Characterizing radar transmitter pulse impairments and verifying that they have been corrected is a crucial step in ensuring range maximization by enabling the transmitter to be operated with higher average pulse power levels, without resorting to a higher power SSPA. An estimate of the post-correction improvement in range will be provided.
GaN-on-Diamond in Satellite Radio Systems
Martha (“Marty”) Yarborough
In downlink space satellite communications, high speed (~ Gbps per channel) is critical to closing the link. Yet transmitting vast amounts of data from space satellites to Earth via scarce narrow bandwidths has always been a challenge. Traditional downlinks struggle to surpass 1Gbps within a 400 MHz bandwidth with several Watts of linear power. The reason for this hurdle is heat. Traditional semiconductor materials (Silicon Carbide, Silicon) exhibit thermal conductivities in the 150-400 W/mK which limits their heat dissipation, in turn leading to the current thermal ceiling of the radio. Akash engineers have found that boosting the substrate thermal conductivity to 1600 W/mK enables the downlink data-rate to exceed 800 Mbit/s over a 140 MHz bandwidth channel, or 1.6 Gbps over a 400 MHz band – all the while emitting 2-5W of linear power to support a ground antenna with modest gain.

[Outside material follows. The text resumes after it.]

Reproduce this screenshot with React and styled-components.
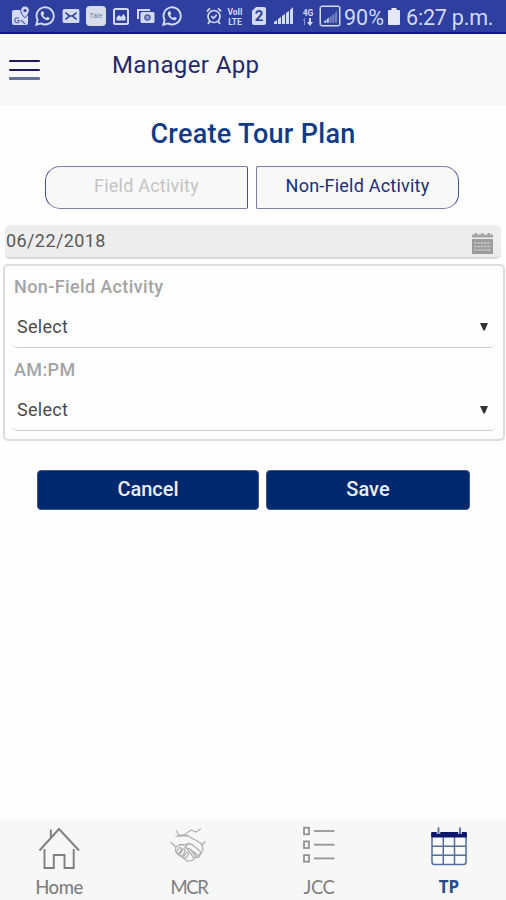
import React, { useState } from 'react';
import styled, { createGlobalStyle } from 'styled-components';

const GlobalStyle = createGlobalStyle`
  * {
    box-sizing: border-box;
  }

  body {
    margin: 0;
    background: #fefefe;
    font-family: Roboto, 'Liberation Sans', sans-serif;
  }
`;

// Layout
const Screen = styled.div`
  display: flex;
  flex-direction: column;
  height: 900px;
  width: 506px;
  overflow: hidden;
`;

const StatusBar = styled.div`
  display: flex;
  align-items: center;
  height: 34px;
  flex: none;
  background: #2f3f9f;
  border-bottom: 2px solid #14148f;
  color: #d3daf6;
`;

const StatusItem = styled.div`
  display: flex;
  flex: none;
  width: ${props => props.$width}px;
  margin-left: ${props => props.$gap}px;

  svg {
    display: block;
  }
`;

const StatusText = styled(StatusItem)`
  font-size: 21.5px;
  line-height: 30px;
  white-space: nowrap;
  letter-spacing: ${props => props.$spacing || 0}px;
  padding-top: 3px;
`;

const TinyText = styled(StatusItem)`
  flex-direction: column;
  align-items: center;
  font-size: 8.5px;
  font-weight: 700;
  line-height: 10px;
  padding-top: 1px;
`;

const Header = styled.header`
  display: flex;
  flex: none;
  height: 72px;
  padding: 24px 0 0 9px;
  background: #f8f8f8;
`;

const MenuButton = styled.button`
  display: flex;
  flex-direction: column;
  justify-content: space-between;
  width: 31px;
  height: 20px;
  margin: 2px 0 0;
  padding: 0;
  border: 0;
  background: none;
`;

const MenuLine = styled.span`
  display: block;
  width: 31px;
  height: ${props => (props.$soft ? 3 : 2)}px;
  border-radius: 1px;
  background: ${props => (props.$soft ? '#65709a' : '#1c1a5c')};
`;

const AppName = styled.div`
  margin: -7px 0 0 72px;
  font-size: 24px;
  line-height: 29px;
  letter-spacing: 0.38px;
  color: #25296b;
`;

const Content = styled.main`
  flex: 1;
`;

const Title = styled.h1`
  margin: 12px 0 16px;
  font-size: 27px;
  font-weight: 500;
  line-height: 32px;
  letter-spacing: 0.3px;
  text-align: center;
  color: #123a85;
`;

const Tabs = styled.div`
  display: flex;
  gap: 8px;
  padding-left: 45px;
`;

const Tab = styled.button`
  width: 203px;
  height: 43px;
  padding: 0 0 5px;
  border: 1.5px solid #7880a9;
  border-${props => props.$side}-color: #3f5190;
  border-radius: ${props => (props.$side === 'left' ? '15px 2px 2px 15px' : '2px 15px 15px 2px')};
  border-right-color: #3f5190;
  background: #f8f8f8;
  font: 400 18px Roboto, sans-serif;
  letter-spacing: 0.22px;
  color: ${props => (props.$active ? '#222d78' : '#c3c3c3')};
`;

const DateField = styled.div`
  display: flex;
  justify-content: space-between;
  height: 34px;
  margin: 16px 5px 0;
  padding: 4px 8px 0 1px;
  border-bottom: 2px solid #d9d9d9;
  border-radius: 5px;
  background: #ededed;
  font-size: 18px;
  line-height: 23px;
  letter-spacing: 0.4px;
  color: #5a5a5a;

  svg {
    margin-top: 3px;
  }
`;

const Panel = styled.section`
  height: 177px;
  margin: 5px 1px 0 3px;
  padding: 0 8px 0 7px;
  border: 2px solid #dcdcdc;
  border-radius: 5px;
`;

const Group = styled.div`
  height: 83px;
`;

const Label = styled.div`
  height: 41px;
  padding: 10px 0 0 2px;
  font-size: 18px;
  font-weight: 500;
  line-height: 21px;
  letter-spacing: 0.38px;
  color: #a4a4a4;
`;

const Select = styled.div`
  display: flex;
  justify-content: space-between;
  align-items: center;
  height: 41px;
  padding: 0 7px 2px 5px;
  border-bottom: 1.5px solid #cfcfcf;
  border-radius: 5px;
  font-size: 18px;
  letter-spacing: 0.3px;
  color: #4a4a4a;
`;

const Actions = styled.div`
  display: flex;
  gap: 7px;
  padding: 29px 0 0 37px;
`;

const ActionButton = styled.button`
  width: ${props => props.$width}px;
  height: 40px;
  padding: 0 0 2px;
  border: 1px solid #465487;
  border-radius: 4px;
  background: #00286f;
  font: 500 20px Roboto, sans-serif;
  color: #e8edfa;
`;

const BottomNav = styled.nav`
  display: flex;
  justify-content: space-between;
  flex: none;
  height: 80px;
  padding: 0 17px 0 19px;
  background: #f7f7f7;
`;

const NavItem = styled.div`
  display: flex;
  flex-direction: column;
  align-items: center;
  width: 80px;
  padding-top: 6px;
  font-family: ${props => (props.$active ? "'Noto Sans'" : 'Lato')}, sans-serif;
  font-size: ${props => (props.$active ? 17 : 18.5)}px;
  font-weight: ${props => props.$weight};
  line-height: 24px;
  letter-spacing: ${props => props.$spacing}px;
  color: ${props => (props.$active ? '#2a4a8c' : '#7f7f7f')};

  svg {
    margin-bottom: 4px;
  }
`;

// Status bar icons
const MapsIcon = () => (
  <svg width="18" height="20" viewBox="0 0 18 20">
    <path d="M2 4h7l3 7 4-3v9q0 2-2 2H2q-2 0-2-2V6q0-2 2-2Z" fill="currentColor" />
    <path d="M13 0a4.3 4.3 0 0 0-4.3 4.3C8.700 7.500 13 12 13 12s4.300-4.500 4.300-7.700A4.300 4.300 0 0 0 13 0Z" fill="currentColor" stroke="#2f3f9f" strokeWidth="1" />
    <circle cx="13" cy="4.500" r="1.600" fill="#2f3f9f" />
    <path d="M7 12.500A2.500 2.500 0 1 0 7 16v-1.500H5M9 14l4 4" fill="none" stroke="#5562ac" strokeWidth="1.200" />
  </svg>
);

const WhatsAppIcon = () => (
  <svg width="20" height="20" viewBox="0 0 20 20">
    <path d="M1.300 18.700 2.600 14A8.600 8.600 0 1 1 6 17.400Z" fill="none" stroke="currentColor" strokeWidth="1.900" />
    <path d="M7 5.300c-2 1.200-1.500 4 .8 6.400s5 3.500 6.600 1.500c.5-.9.2-1.200-.4-1.600l-1.500-.8-1.300 1.300c-1.400-.5-2.400-1.500-3-3l1.100-1.300-.8-2c-.3-.7-.8-.8-1.500-.5Z" fill="currentColor" />
  </svg>
);

const MailIcon = () => (
  <svg width="18" height="14" viewBox="0 0 18 15">
    <rect width="18" height="15" rx="2" fill="currentColor" />
    <path d="m3 4 4.500 3.500L3 11M15 4l-4.500 3.500L15 11M7 7.500h4" fill="none" stroke="#2f3f9f" strokeWidth="1.700" />
  </svg>
);

const TaleBadge = styled.div`
  width: 20px;
  height: 20px;
  border-radius: 4px;
  background: #d9dcea;
  font-size: 7px;
  line-height: 20px;
  text-align: center;
  color: #767ba8;
`;

const ImageIcon = () => (
  <svg width="16" height="17" viewBox="0 0 16 17">
    <rect x="1" y="1" width="14" height="15" rx="1.500" fill="none" stroke="currentColor" strokeWidth="2" />
    <path d="m3.500 12.500 0-3L6 7l2 2 2.500-3 2 3v3.500Z" fill="currentColor" />
  </svg>
);

const PhotosIcon = () => (
  <svg width="18" height="16" viewBox="0 0 18 16">
    <path d="M1 11V2h12" fill="none" stroke="currentColor" strokeWidth="2" />
    <rect x="3.500" y="4" width="14" height="11" rx="1.500" fill="currentColor" />
    <circle cx="10.500" cy="9.500" r="3.300" fill="#5663b0" />
    <circle cx="10.500" cy="9.500" r="1.400" fill="#a5aedc" />
  </svg>
);

const AlarmIcon = () => (
  <svg width="16" height="18" viewBox="0 0 16 18" fill="none" stroke="currentColor" strokeWidth="1.700">
    <circle cx="8" cy="9.500" r="6" />
    <path d="M.8 4.300 4 1.300M15.200 4.300 12 1.300M3.800 14 2 17M12.200 14l1.800 3M5.300 9.200l2.200 2.100 3.200-3.400" />
  </svg>
);

const SimBadge = styled.div`
  width: 14px;
  height: 18px;
  border-radius: 2px;
  clip-path: polygon(4px 0, 100% 0, 100% 100%, 0 100%, 0 4px);
  background: currentColor;
  font-size: 15px;
  font-weight: 700;
  line-height: 18px;
  text-align: center;

  span {
    color: #2f3f9f;
  }
`;

const SignalIcon = ({ faded, size }) => (
  <svg width={size} height={size * 0.9} viewBox="0 0 19 17" fill="currentColor">
    <path d="M0 17v-2l3-2v4ZM4 17v-5l3-2v7Z" />
    <path d="M8 17V9l3-2v10ZM12 17V6l3-2v13ZM16 17V3l3-3v17Z" opacity={faded ? 0.45 : 1} />
  </svg>
);

const SignalBox = styled.div`
  display: flex;
  align-items: flex-end;
  justify-content: center;
  width: 20px;
  height: 20px;
  padding-bottom: 2px;
  border: 1.5px solid currentColor;
  border-radius: 2px;
  box-shadow: 0 0 0 0.5px currentColor;
`;

const DataArrows = () => (
  <svg width="12" height="8" viewBox="0 0 12 8">
    <path d="M3 0v7H2V3H1l1.500-3Z" fill="#8d98d3" />
    <path d="M7 0h2v4h2L8 8 5 4h2Z" fill="currentColor" />
  </svg>
);

const BatteryIcon = () => (
  <svg width="12" height="17" viewBox="0 0 12 17">
    <path d="M3.500 0h5v2H11q1 0 1 1v13q0 1-1 1H1q-1 0-1-1V3q0-1 1-1h2.500Z" fill="#e6e9f5" />
  </svg>
);

// Content icons
const SmallCalendar = () => (
  <svg width="21" height="22" viewBox="0 0 21 22">
    <path d="M0 2.500h2.500V1H5v1.500h4V1h2.500v1.500h4V1H18v1.500h3v3H0Z" fill="#a5a5a5" />
    <rect y="7" width="21" height="15" fill="#9c9c9c" />
    <path d="M2 11h17M2 14.500h17M2 18h17" stroke="#cdcdcd" strokeWidth="1.700" strokeDasharray="2.300 1" />
  </svg>
);

const Caret = () => (
  <svg width="8" height="9" viewBox="0 0 8 9">
    <path d="M0 1h8L4.800 8.500H3.500Z" fill="#333" />
  </svg>
);

const HomeIcon = () => (
  <svg width="42" height="45" viewBox="0 0 42 45" fill="none" stroke="#7f7f7f" strokeWidth="1.900">
    <path d="M1.500 24.500 21 3l20 21.500M12.800 11.500V3.500M6.500 23v19h9.300V29h10.700v13h9.200V23" />
  </svg>
);

const HandshakeIcon = () => (
  <svg width="42" height="45" viewBox="0 0 42 45" fill="none" stroke="#b0b0b0" strokeWidth="1.300" strokeLinecap="round" strokeLinejoin="round">
    <path d="m8.500 5 2.500 4.500 5-.5 7-5 5 2 4.500-3M8 10.500l3-1" />
    <path d="m10.500 10 9-.5 3 2 9.500 5 2.500 3M37 15.500l-3 3.500 1 5-3 5" />
    <path d="m3 16.500 5 4.500-.5 4 3 4 3.500 2 6 4.500 5-1.500 2-2.500 4-.5 1-3.500M8 21l4-2.500 5 .5 3-1.500 4 1 8 6.500 1 2.500" />
    <path d="m20 17.500-3 4 5 1.500 9 7M22 23l7 8.500M19 23l7 9" />
    <path d="m11 22-2.500 4q.5 3 3 1l2-4Q13 20.500 11 22Zm4 1-3 5.500q.5 2.500 3 1l2-4.500q0-3-2-2Zm3 4-2.500 4q.5 2 3 .5l2-3.500q-.5-2-2.500-1Z" />
  </svg>
);

const ListIcon = () => (
  <svg width="32" height="45" viewBox="0 0 32 45" fill="none" stroke="#8f8f8f">
    {[5, 18.7, 32.4].map(y => (
      <g key={y} strokeWidth="1.700">
        <rect x="1" y={y - 3.3} width="5" height="6.600" />
        <path d={`M11 ${y}h20.500`} strokeWidth="1.900" stroke="#999" />
      </g>
    ))}
  </svg>
);

const PlanIcon = () => (
  <svg width="36" height="45" viewBox="0 0 36 45" fill="none" stroke="#536d9f" strokeWidth="1.500">
    <path d="M1 7v29q0 2.500 2.500 2.500h29q2.500 0 2.500-2.500V7" fill="#fafbfe" />
    <path d="M1 20.300h34M1 29.300h34M12.300 10v28M23.500 10v28" />
    <path d="M.7 6.500h34.600V11H.7Z" fill="#0c176c" stroke="#0c176c" strokeWidth="1" />
    <path d="M7.500 1.500V8M29 1.500V8" stroke="#f5f5fa" strokeWidth="3.500" />
    <path d="M7.500 1.500V8M29 1.500V8" strokeWidth="1.800" />
  </svg>
);

const navItems = [
  { name: 'Home', icon: <HomeIcon />, weight: 500, spacing: -0.5 },
  { name: 'MCR', icon: <HandshakeIcon />, weight: 400, spacing: -1.3 },
  { name: 'JCC', icon: <ListIcon />, weight: 400, spacing: -0.5 },
  { name: 'TP', icon: <PlanIcon />, weight: 700, spacing: 0, active: true },
];

const App = () => {
  const [activity, setActivity] = useState('Non-Field Activity');

  return (
    <Screen>
      <GlobalStyle />
      <StatusBar>
        <StatusItem $width={18} $gap={12}><MapsIcon /></StatusItem>
        <StatusItem $width={20} $gap={5}><WhatsAppIcon /></StatusItem>
        <StatusItem $width={18} $gap={7}><MailIcon /></StatusItem>
        <StatusItem $width={20} $gap={6}><TaleBadge>Tale</TaleBadge></StatusItem>
        <StatusItem $width={16} $gap={7}><ImageIcon /></StatusItem>
        <StatusItem $width={18} $gap={8}><PhotosIcon /></StatusItem>
        <StatusItem $width={20} $gap={7}><WhatsAppIcon /></StatusItem>
        <StatusItem $width={16} $gap={24}><AlarmIcon /></StatusItem>
        <TinyText $width={18} $gap={4}>
          <span>VoII</span>
          <span>LTE</span>
        </TinyText>
        <StatusItem $width={14} $gap={8}><SimBadge><span>2</span></SimBadge></StatusItem>
        <StatusItem $width={19} $gap={8}><SignalIcon size={19} /></StatusItem>
        <TinyText $width={14} $gap={8}>
          <span>4G</span>
          <DataArrows />
        </TinyText>
        <StatusItem $width={20} $gap={5}>
          <SignalBox><SignalIcon size={13} faded /></SignalBox>
        </StatusItem>
        <StatusText $width={40} $gap={4} $spacing={0}>90%</StatusText>
        <StatusItem $width={12} $gap={4}><BatteryIcon /></StatusItem>
        <StatusText $width={92} $gap={6} $spacing={-0.2}>6:27 p.m.</StatusText>
      </StatusBar>

      <Header>
        <MenuButton aria-label="Menu">
          <MenuLine />
          <MenuLine />
          <MenuLine $soft />
        </MenuButton>
        <AppName>Manager App</AppName>
      </Header>

      <Content>
        <Title>Create Tour Plan</Title>
        <Tabs>
          {['Field Activity', 'Non-Field Activity'].map((name, i) => (
            <Tab
              key={name}
              $side={i === 0 ? 'left' : 'right'}
              $active={activity === name}
              onClick={() => setActivity(name)}
            >
              {name}
            </Tab>
          ))}
        </Tabs>
        <DateField>
          06/22/2018
          <SmallCalendar />
        </DateField>
        <Panel>
          {['Non-Field Activity', 'AM:PM'].map(name => (
            <Group key={name}>
              <Label>{name}</Label>
              <Select>
                Select
                <Caret />
              </Select>
            </Group>
          ))}
        </Panel>
        <Actions>
          <ActionButton $width={222}>Cancel</ActionButton>
          <ActionButton $width={204}>Save</ActionButton>
        </Actions>
      </Content>

      <BottomNav>
        {navItems.map(item => (
          <NavItem
            key={item.name}
            $active={item.active}
            $weight={item.weight}
            $spacing={item.spacing}
          >
            {item.icon}
            {item.name}
          </NavItem>
        ))}
      </BottomNav>
    </Screen>
  );
};

export default App;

At Akash Systems, we have pioneered a new solution that redefines communication capabilities in space.
Our state-of-the-art satellite radio for Earth Observation utilizes a “Diamond Cooling” technology, where diamond (1600 W/mK) is brought to within tens of nanometers of the heat source in the semiconductor (gallium nitride) RF power amplifier chip within the Radio. Diamond Cooling enabled unparalleled efficiency and gigabit data speeds all in a very compact form factor (0.3U) and bandwidth. The Akash radio consumes less than 56 W of power at peak data rates at 500 km altitude. This means more capable missions (e.g. hyperspectral imaging, or low-power SAR) without the traditional high cost.
This talk will explain our use of GaN-on-diamond in powering a high speed satellite radio system.